▶ What is expected:
The material below has pictures in it. Set down only the lines from the line containing "Rebuild this screenshot" through the line containing "import React from", word for word, and leave the pictures behind.

▶ Records for this task:
====

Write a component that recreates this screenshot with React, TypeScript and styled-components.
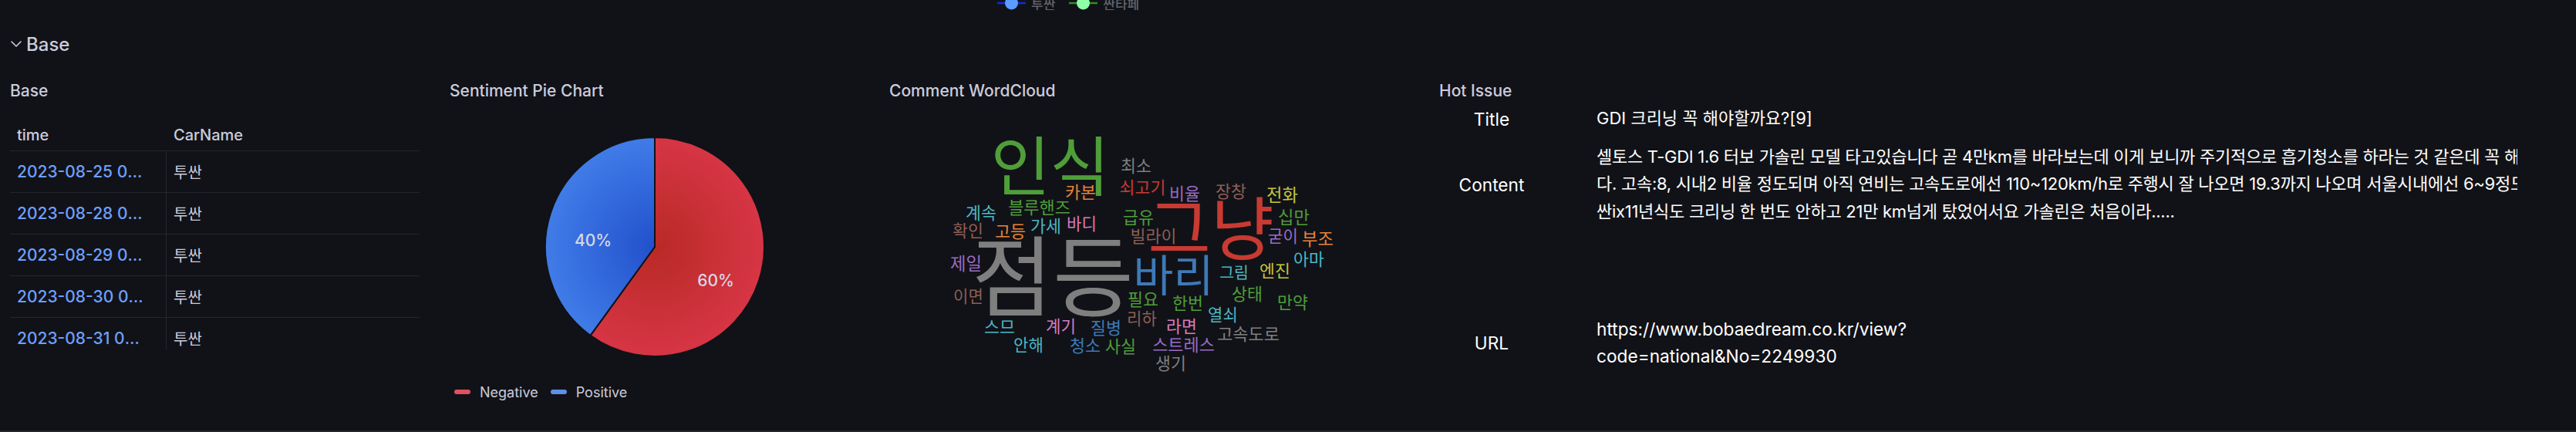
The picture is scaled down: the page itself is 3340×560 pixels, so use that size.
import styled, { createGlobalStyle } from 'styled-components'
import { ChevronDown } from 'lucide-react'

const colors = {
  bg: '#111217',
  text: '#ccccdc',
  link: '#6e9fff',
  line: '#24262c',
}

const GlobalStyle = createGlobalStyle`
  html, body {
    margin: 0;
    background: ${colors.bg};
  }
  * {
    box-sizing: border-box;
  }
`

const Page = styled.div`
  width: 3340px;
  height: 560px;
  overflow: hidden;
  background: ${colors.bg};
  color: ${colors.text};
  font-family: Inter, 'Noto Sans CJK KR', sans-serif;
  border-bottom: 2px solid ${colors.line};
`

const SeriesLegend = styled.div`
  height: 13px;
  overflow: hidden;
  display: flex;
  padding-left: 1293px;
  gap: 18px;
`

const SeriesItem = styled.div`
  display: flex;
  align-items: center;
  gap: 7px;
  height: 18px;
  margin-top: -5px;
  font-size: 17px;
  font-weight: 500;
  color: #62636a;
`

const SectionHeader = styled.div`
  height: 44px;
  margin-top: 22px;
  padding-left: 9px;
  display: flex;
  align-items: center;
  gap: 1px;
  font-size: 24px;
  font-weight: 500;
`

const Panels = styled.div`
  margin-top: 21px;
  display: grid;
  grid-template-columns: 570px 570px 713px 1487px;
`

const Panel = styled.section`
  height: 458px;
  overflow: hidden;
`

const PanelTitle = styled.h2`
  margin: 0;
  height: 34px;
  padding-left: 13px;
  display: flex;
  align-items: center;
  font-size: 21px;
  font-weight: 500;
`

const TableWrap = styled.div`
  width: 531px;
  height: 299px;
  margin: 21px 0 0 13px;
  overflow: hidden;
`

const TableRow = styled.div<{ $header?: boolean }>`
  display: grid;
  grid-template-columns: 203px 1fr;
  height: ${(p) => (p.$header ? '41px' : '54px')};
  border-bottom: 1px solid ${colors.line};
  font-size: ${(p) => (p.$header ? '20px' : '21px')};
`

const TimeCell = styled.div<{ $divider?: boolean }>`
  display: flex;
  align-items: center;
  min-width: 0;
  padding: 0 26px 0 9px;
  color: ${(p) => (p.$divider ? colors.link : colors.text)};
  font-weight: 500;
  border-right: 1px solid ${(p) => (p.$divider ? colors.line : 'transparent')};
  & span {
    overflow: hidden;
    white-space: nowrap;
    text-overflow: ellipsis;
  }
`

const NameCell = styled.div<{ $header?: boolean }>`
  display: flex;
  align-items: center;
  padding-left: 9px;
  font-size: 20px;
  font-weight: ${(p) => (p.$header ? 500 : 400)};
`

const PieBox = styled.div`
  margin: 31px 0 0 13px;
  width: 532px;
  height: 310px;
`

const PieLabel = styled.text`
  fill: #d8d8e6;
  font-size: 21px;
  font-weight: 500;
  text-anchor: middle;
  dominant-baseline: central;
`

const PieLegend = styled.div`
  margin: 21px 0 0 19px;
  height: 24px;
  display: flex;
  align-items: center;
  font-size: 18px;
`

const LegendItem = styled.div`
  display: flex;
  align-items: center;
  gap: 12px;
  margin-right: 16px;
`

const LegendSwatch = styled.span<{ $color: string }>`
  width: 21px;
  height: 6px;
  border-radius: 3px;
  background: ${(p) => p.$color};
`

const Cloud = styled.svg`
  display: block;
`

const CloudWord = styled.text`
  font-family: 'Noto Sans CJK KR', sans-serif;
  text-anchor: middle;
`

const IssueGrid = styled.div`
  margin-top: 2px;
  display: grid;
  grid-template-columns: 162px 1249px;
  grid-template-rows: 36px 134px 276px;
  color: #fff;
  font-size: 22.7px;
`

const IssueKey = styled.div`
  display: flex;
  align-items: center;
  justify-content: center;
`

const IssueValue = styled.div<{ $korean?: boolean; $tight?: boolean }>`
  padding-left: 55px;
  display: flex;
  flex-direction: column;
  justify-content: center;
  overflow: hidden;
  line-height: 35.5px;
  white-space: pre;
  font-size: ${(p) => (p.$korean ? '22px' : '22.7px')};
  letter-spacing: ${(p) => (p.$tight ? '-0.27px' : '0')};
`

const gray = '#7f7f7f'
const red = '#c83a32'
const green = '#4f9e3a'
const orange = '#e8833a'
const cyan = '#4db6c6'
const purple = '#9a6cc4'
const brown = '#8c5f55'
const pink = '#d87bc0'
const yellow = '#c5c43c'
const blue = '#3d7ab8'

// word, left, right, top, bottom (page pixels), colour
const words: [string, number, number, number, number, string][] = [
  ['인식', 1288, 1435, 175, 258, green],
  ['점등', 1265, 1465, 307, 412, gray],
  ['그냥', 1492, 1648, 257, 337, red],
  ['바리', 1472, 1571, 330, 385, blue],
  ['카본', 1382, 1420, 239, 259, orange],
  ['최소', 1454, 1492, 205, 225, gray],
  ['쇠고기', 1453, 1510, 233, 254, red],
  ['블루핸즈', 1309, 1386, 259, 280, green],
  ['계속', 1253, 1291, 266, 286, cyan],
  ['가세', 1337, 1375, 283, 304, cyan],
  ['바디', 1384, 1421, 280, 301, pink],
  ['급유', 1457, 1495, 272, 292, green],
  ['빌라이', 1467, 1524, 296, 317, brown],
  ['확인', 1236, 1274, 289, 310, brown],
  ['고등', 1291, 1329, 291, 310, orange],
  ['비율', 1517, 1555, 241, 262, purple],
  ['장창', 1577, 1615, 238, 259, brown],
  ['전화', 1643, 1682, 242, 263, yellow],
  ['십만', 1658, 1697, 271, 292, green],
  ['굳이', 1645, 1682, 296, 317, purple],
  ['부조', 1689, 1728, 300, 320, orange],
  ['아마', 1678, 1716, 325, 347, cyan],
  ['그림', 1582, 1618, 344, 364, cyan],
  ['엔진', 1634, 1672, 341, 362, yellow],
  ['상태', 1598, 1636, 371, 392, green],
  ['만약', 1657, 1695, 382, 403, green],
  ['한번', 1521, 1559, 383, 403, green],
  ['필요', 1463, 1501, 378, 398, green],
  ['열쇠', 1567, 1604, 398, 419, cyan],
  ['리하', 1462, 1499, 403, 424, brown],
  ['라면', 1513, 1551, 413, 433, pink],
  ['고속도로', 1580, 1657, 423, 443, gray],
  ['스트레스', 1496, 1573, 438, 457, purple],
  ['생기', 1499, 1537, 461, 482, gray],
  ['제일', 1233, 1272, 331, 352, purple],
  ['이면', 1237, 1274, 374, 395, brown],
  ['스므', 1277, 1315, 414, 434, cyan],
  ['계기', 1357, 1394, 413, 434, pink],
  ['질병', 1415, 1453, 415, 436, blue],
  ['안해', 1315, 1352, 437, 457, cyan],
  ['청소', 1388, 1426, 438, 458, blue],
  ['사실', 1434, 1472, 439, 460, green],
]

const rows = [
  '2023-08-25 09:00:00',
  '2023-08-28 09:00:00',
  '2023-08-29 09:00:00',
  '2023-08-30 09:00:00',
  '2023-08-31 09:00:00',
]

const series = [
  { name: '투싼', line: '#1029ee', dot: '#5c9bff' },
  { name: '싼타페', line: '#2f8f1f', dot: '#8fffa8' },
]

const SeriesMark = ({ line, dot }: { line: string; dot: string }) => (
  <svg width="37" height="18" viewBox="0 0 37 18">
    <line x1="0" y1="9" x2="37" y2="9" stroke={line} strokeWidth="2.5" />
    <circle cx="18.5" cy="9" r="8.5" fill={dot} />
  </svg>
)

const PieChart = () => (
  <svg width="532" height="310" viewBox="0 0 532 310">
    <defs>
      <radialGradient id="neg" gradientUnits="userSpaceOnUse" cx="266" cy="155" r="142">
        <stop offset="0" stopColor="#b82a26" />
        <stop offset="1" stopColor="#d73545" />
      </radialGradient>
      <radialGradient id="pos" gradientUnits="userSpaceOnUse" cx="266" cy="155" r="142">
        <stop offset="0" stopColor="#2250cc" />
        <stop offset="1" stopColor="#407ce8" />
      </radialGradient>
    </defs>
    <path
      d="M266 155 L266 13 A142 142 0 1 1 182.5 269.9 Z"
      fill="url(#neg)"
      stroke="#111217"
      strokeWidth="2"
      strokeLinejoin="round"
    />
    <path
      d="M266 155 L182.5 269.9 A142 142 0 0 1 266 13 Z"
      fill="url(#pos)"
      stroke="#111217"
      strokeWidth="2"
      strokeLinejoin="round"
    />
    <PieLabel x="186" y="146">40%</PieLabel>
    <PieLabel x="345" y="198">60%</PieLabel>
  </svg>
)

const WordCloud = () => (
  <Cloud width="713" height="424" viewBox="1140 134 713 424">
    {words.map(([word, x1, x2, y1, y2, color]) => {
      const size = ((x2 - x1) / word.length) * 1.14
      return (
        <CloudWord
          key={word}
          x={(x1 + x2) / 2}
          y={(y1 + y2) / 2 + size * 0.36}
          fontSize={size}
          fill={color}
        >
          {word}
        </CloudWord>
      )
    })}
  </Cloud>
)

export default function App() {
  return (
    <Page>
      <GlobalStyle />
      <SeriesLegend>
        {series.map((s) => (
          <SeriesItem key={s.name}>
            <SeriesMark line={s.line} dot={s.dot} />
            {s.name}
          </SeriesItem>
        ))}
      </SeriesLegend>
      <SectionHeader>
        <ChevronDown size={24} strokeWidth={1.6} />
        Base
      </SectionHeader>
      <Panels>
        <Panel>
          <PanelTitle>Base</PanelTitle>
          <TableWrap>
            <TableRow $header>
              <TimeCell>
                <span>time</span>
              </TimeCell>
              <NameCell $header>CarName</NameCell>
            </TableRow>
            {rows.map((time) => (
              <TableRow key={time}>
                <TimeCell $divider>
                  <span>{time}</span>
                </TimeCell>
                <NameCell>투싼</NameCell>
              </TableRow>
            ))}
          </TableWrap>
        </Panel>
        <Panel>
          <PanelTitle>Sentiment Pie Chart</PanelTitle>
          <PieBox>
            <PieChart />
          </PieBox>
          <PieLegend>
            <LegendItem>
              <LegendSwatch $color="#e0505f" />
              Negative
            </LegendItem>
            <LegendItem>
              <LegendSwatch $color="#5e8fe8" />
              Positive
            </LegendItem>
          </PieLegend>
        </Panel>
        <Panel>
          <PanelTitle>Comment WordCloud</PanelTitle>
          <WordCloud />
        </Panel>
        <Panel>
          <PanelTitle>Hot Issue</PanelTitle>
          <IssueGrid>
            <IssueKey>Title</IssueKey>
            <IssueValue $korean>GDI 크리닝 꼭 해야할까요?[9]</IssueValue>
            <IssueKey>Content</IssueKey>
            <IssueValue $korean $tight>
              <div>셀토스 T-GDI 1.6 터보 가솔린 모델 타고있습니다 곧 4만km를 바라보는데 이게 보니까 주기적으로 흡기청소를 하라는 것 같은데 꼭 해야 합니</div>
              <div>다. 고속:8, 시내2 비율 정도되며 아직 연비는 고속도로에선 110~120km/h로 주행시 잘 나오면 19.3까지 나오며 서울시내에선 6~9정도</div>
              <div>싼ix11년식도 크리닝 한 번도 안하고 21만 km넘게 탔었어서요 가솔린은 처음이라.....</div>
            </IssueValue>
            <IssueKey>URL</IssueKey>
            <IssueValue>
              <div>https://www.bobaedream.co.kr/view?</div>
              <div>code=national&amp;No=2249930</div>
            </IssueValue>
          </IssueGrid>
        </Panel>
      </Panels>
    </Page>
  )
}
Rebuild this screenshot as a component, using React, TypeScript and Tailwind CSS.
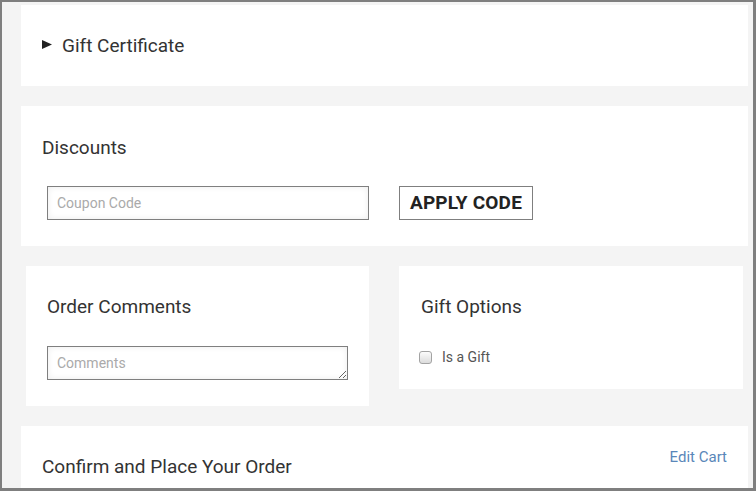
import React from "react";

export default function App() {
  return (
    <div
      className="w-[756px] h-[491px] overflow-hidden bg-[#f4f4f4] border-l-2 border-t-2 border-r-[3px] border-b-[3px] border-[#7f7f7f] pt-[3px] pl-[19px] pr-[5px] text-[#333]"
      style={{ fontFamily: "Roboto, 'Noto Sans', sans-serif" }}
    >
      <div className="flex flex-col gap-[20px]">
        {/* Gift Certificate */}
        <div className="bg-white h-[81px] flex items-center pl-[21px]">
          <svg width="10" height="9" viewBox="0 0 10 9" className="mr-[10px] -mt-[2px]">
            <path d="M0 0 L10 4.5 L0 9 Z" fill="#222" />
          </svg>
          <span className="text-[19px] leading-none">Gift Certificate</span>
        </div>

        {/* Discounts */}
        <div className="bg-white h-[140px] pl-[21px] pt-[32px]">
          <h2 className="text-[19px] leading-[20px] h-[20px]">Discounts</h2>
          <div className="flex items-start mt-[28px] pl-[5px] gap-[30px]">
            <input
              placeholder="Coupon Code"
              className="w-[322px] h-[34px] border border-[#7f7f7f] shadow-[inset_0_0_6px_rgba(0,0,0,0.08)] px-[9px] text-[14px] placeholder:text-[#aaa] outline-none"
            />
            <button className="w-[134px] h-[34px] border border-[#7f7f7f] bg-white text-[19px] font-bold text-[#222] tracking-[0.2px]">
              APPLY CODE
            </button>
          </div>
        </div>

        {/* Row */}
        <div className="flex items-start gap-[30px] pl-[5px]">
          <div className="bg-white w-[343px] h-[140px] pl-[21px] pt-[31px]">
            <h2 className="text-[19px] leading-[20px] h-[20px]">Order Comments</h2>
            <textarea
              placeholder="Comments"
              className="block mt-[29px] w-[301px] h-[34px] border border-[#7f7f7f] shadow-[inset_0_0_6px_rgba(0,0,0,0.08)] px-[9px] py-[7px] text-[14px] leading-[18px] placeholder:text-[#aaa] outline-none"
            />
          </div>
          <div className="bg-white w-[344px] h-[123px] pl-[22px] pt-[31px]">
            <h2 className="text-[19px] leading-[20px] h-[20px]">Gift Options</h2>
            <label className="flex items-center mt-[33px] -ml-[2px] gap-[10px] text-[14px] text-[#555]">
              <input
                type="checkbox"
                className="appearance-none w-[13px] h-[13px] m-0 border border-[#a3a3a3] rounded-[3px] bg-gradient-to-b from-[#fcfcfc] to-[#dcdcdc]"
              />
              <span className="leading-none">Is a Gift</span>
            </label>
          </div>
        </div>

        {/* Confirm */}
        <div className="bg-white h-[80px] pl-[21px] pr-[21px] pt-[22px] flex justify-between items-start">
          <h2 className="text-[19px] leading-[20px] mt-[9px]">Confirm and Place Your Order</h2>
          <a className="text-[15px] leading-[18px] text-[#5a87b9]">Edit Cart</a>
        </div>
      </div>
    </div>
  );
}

====

▶ Exercise response:
Rebuild this screenshot as a component, using React, TypeScript and Tailwind CSS.
import React from "react";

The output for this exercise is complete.